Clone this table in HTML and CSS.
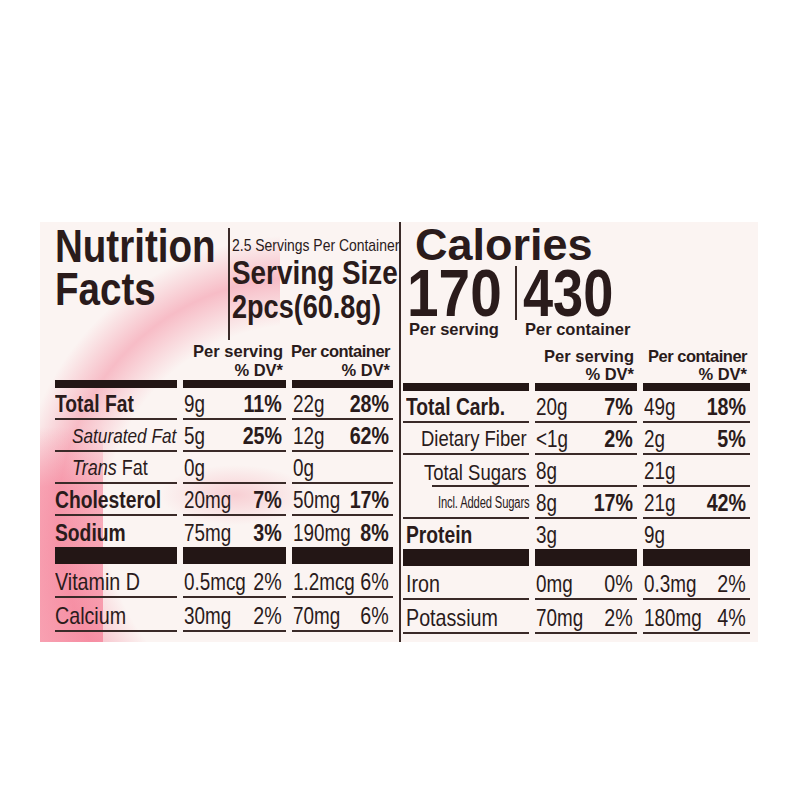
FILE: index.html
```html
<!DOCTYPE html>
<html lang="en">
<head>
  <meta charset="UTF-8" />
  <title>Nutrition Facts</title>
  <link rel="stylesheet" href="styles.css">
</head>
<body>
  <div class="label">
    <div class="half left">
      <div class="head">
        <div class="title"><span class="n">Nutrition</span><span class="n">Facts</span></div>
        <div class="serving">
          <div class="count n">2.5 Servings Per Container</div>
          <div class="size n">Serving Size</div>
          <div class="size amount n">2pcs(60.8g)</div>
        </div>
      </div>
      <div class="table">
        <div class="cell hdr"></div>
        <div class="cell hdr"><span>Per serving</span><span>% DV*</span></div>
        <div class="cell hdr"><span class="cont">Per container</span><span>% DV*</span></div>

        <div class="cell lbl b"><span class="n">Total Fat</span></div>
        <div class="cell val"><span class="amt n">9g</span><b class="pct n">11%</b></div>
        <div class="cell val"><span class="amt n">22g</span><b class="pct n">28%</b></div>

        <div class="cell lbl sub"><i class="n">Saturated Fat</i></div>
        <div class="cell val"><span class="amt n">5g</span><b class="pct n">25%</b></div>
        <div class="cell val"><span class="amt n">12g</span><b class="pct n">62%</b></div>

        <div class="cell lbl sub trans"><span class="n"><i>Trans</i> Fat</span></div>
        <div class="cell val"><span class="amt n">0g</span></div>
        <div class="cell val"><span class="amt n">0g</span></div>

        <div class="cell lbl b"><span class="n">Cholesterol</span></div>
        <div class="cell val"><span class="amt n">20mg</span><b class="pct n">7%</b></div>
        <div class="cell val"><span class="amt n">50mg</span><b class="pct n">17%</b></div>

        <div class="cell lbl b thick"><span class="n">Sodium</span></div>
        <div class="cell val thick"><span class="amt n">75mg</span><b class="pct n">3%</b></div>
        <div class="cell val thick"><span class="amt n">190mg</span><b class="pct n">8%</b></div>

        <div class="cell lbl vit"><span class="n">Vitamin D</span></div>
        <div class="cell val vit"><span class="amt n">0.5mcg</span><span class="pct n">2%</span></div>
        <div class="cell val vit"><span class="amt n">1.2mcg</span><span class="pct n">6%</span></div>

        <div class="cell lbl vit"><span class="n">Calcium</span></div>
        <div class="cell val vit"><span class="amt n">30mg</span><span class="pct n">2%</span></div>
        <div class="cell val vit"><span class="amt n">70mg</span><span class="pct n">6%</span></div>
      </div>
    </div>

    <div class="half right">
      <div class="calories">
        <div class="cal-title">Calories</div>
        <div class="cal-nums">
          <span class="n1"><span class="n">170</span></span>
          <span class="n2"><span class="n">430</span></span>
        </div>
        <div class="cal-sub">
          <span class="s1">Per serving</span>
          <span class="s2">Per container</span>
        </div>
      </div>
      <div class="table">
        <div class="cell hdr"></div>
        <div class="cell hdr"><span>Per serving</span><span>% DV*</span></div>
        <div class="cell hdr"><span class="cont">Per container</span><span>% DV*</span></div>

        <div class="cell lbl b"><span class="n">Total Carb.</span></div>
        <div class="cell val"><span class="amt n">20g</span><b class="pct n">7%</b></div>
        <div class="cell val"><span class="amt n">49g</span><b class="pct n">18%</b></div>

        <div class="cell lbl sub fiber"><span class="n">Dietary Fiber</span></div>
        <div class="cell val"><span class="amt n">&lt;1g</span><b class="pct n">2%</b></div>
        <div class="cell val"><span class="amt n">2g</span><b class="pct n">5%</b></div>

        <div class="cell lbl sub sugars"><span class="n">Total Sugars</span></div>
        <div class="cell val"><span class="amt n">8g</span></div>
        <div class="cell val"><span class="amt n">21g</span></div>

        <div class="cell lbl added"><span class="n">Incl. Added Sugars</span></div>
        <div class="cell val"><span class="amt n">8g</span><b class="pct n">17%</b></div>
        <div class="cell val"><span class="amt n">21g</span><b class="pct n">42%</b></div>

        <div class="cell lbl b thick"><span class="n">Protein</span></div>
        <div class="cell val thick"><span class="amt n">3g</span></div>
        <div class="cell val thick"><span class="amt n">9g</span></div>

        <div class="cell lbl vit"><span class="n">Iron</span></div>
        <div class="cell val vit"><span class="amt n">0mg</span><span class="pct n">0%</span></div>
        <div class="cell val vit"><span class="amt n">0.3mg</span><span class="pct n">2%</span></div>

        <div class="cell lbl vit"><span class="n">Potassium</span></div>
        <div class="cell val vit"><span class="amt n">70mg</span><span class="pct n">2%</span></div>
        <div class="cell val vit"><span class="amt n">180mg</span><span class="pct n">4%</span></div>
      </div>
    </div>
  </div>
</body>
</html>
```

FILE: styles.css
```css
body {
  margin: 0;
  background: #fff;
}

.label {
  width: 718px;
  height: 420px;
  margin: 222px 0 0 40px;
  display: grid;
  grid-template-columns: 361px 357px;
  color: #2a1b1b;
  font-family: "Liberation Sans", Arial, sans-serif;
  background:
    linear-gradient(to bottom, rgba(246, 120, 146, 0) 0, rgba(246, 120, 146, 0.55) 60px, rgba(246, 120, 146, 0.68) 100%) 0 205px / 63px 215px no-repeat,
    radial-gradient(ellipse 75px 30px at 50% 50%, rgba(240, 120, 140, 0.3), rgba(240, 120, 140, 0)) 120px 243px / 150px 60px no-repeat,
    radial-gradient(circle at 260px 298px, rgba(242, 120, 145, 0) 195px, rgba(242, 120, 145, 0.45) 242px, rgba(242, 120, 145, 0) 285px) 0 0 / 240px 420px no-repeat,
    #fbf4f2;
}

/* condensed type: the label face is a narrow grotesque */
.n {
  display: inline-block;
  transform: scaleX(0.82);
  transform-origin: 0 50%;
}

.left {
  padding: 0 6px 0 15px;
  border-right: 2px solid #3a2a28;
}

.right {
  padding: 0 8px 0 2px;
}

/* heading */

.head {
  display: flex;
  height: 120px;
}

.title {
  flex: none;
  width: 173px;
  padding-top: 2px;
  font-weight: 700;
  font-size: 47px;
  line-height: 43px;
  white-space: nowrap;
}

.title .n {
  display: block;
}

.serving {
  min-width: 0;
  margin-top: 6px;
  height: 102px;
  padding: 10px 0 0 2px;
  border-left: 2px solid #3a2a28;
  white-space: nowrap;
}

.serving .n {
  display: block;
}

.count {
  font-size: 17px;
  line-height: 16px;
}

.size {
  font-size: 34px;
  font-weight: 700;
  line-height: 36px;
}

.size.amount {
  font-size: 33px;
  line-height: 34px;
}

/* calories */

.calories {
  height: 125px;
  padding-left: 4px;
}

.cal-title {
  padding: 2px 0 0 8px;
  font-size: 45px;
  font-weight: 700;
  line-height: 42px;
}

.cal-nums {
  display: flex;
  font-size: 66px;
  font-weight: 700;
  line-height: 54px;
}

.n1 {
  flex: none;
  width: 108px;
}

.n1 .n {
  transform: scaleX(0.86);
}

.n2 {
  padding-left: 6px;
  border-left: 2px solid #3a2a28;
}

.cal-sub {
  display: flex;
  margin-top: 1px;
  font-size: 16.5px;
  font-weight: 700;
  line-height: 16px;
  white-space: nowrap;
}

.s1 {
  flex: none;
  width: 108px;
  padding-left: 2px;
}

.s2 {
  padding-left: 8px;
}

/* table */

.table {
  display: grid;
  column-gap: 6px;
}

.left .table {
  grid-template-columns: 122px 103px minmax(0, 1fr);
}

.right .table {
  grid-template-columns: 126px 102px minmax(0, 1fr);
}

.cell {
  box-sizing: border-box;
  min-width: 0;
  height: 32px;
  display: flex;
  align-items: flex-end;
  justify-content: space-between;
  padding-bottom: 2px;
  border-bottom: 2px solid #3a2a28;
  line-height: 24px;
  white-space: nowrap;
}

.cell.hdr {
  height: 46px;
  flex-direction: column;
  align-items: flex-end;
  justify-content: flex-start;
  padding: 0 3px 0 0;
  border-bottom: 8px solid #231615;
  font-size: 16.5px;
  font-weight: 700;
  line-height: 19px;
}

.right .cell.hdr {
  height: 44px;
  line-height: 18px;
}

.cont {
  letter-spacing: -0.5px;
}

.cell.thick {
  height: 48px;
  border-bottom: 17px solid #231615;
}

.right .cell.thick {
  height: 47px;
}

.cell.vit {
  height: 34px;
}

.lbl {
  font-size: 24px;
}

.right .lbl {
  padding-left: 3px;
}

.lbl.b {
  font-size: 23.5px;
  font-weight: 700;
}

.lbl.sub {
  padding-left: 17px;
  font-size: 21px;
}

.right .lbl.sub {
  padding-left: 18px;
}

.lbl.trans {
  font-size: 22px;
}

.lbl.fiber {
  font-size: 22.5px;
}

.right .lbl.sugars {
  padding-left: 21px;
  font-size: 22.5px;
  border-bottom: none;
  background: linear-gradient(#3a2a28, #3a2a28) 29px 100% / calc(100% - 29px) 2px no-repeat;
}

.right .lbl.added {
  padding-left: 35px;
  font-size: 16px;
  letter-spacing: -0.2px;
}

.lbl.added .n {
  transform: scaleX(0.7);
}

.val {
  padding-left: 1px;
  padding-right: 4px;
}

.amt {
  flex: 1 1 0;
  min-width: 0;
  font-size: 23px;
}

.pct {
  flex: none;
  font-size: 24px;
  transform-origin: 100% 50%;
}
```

════

# [Stated problem]
Find "table". Copy every line it occurs in.

# [Task output]
Clone this table in HTML and CSS.
      <div class="table">
      <div class="table">
/* table */
.table {
.left .table {
.right .table {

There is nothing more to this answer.